>> BEGIN
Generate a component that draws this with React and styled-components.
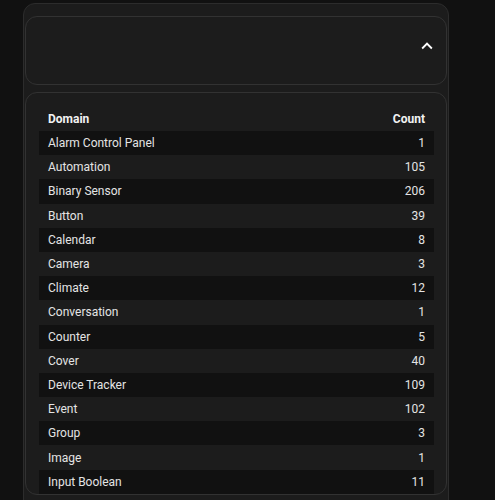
import React from 'react';
import styled, { createGlobalStyle } from 'styled-components';

const rows = [
  ['Alarm Control Panel', 1],
  ['Automation', 105],
  ['Binary Sensor', 206],
  ['Button', 39],
  ['Calendar', 8],
  ['Camera', 3],
  ['Climate', 12],
  ['Conversation', 1],
  ['Counter', 5],
  ['Cover', 40],
  ['Device Tracker', 109],
  ['Event', 102],
  ['Group', 3],
  ['Image', 1],
  ['Input Boolean', 11],
];

const ChevronUp = () => (
  <Chevron viewBox="0 0 24 24" aria-hidden="true">
    <path d="M7.41 15.41L12 10.83l4.59 4.58L18 14l-6-6-6 6z" fill="currentColor" />
  </Chevron>
);

const App = () => (
  <>
    <GlobalStyle />
    <Page>
      <Outer>
        <HeaderCard>
          <ChevronUp />
        </HeaderCard>
        <TableCard>
          <Table>
            <thead>
              <tr>
                <Th>Domain</Th>
                <Th align="right">Count</Th>
              </tr>
            </thead>
            <tbody>
              {rows.map(([name, count], i) => (
                <Row key={name} $odd={i % 2 === 0}>
                  <Td>{name}</Td>
                  <Td align="right">{count}</Td>
                </Row>
              ))}
            </tbody>
          </Table>
        </TableCard>
      </Outer>
    </Page>
  </>
);

export default App;

const GlobalStyle = createGlobalStyle`
  html, body {
    margin: 0;
    background: #111111;
    overflow: hidden;
  }
  body {
    font-family: Roboto, "Noto Sans", sans-serif;
    color: #e1e1e1;
  }
`;

const Page = styled.div`
  height: 500px;
  padding: 3px 0 0 23px;
  box-sizing: border-box;
  overflow: hidden;
`;

const Outer = styled.div`
  width: 426px;
  box-sizing: border-box;
  background: #1c1c1c;
  border: 1px solid #2c2c2c;
  border-radius: 12px;
  padding: 12px 1px 20px;
  display: flex;
  flex-direction: column;
  gap: 7px;
`;

const HeaderCard = styled.div`
  height: 69px;
  box-sizing: border-box;
  border: 1px solid #323232;
  border-radius: 12px;
  background: #1c1c1c;
  display: flex;
  align-items: flex-start;
  justify-content: flex-end;
  padding: 18px 8px 0 0;
`;

const Chevron = styled.svg`
  width: 22px;
  height: 22px;
  color: #ffffff;
`;

const TableCard = styled.div`
  box-sizing: border-box;
  border: 1px solid #323232;
  border-radius: 12px;
  background: #1c1c1c;
  padding: 14px 12px 0 13px;
`;

const Table = styled.table`
  width: 100%;
  border-collapse: collapse;
  font-size: 12px;
`;

const Th = styled.th`
  height: 24px;
  padding: 0 9px;
  text-align: ${(p) => p.align || 'left'};
  font-weight: 700;
  color: #f2f2f2;
`;

const Row = styled.tr`
  height: 24.2px;
  background: ${(p) => (p.$odd ? '#111111' : 'transparent')};
`;

const Td = styled.td`
  padding: 0 9px;
  text-align: ${(p) => p.align || 'left'};
  color: #e4e4e4;
`;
>> END
**Problem to solve**
Write out the full listing verbatim, excluding its pictures.

**Written response**
Generate a component that draws this with React and styled-components.
import React from 'react';
import styled, { createGlobalStyle } from 'styled-components';

const rows = [
  ['Alarm Control Panel', 1],
  ['Automation', 105],
  ['Binary Sensor', 206],
  ['Button', 39],
  ['Calendar', 8],
  ['Camera', 3],
  ['Climate', 12],
  ['Conversation', 1],
  ['Counter', 5],
  ['Cover', 40],
  ['Device Tracker', 109],
  ['Event', 102],
  ['Group', 3],
  ['Image', 1],
  ['Input Boolean', 11],
];

const ChevronUp = () => (
  <Chevron viewBox="0 0 24 24" aria-hidden="true">
    <path d="M7.41 15.41L12 10.83l4.59 4.58L18 14l-6-6-6 6z" fill="currentColor" />
  </Chevron>
);

const App = () => (
  <>
    <GlobalStyle />
    <Page>
      <Outer>
        <HeaderCard>
          <ChevronUp />
        </HeaderCard>
        <TableCard>
          <Table>
            <thead>
              <tr>
                <Th>Domain</Th>
                <Th align="right">Count</Th>
              </tr>
            </thead>
            <tbody>
              {rows.map(([name, count], i) => (
                <Row key={name} $odd={i % 2 === 0}>
                  <Td>{name}</Td>
                  <Td align="right">{count}</Td>
                </Row>
              ))}
            </tbody>
          </Table>
        </TableCard>
      </Outer>
    </Page>
  </>
);

export default App;

const GlobalStyle = createGlobalStyle`
  html, body {
    margin: 0;
    background: #111111;
    overflow: hidden;
  }
  body {
    font-family: Roboto, "Noto Sans", sans-serif;
    color: #e1e1e1;
  }
`;

const Page = styled.div`
  height: 500px;
  padding: 3px 0 0 23px;
  box-sizing: border-box;
  overflow: hidden;
`;

const Outer = styled.div`
  width: 426px;
  box-sizing: border-box;
  background: #1c1c1c;
  border: 1px solid #2c2c2c;
  border-radius: 12px;
  padding: 12px 1px 20px;
  display: flex;
  flex-direction: column;
  gap: 7px;
`;

const HeaderCard = styled.div`
  height: 69px;
  box-sizing: border-box;
  border: 1px solid #323232;
  border-radius: 12px;
  background: #1c1c1c;
  display: flex;
  align-items: flex-start;
  justify-content: flex-end;
  padding: 18px 8px 0 0;
`;

const Chevron = styled.svg`
  width: 22px;
  height: 22px;
  color: #ffffff;
`;

const TableCard = styled.div`
  box-sizing: border-box;
  border: 1px solid #323232;
  border-radius: 12px;
  background: #1c1c1c;
  padding: 14px 12px 0 13px;
`;

const Table = styled.table`
  width: 100%;
  border-collapse: collapse;
  font-size: 12px;
`;

const Th = styled.th`
  height: 24px;
  padding: 0 9px;
  text-align: ${(p) => p.align || 'left'};
  font-weight: 700;
  color: #f2f2f2;
`;

const Row = styled.tr`
  height: 24.2px;
  background: ${(p) => (p.$odd ? '#111111' : 'transparent')};
`;

const Td = styled.td`
  padding: 0 9px;
  text-align: ${(p) => p.align || 'left'};
  color: #e4e4e4;
`;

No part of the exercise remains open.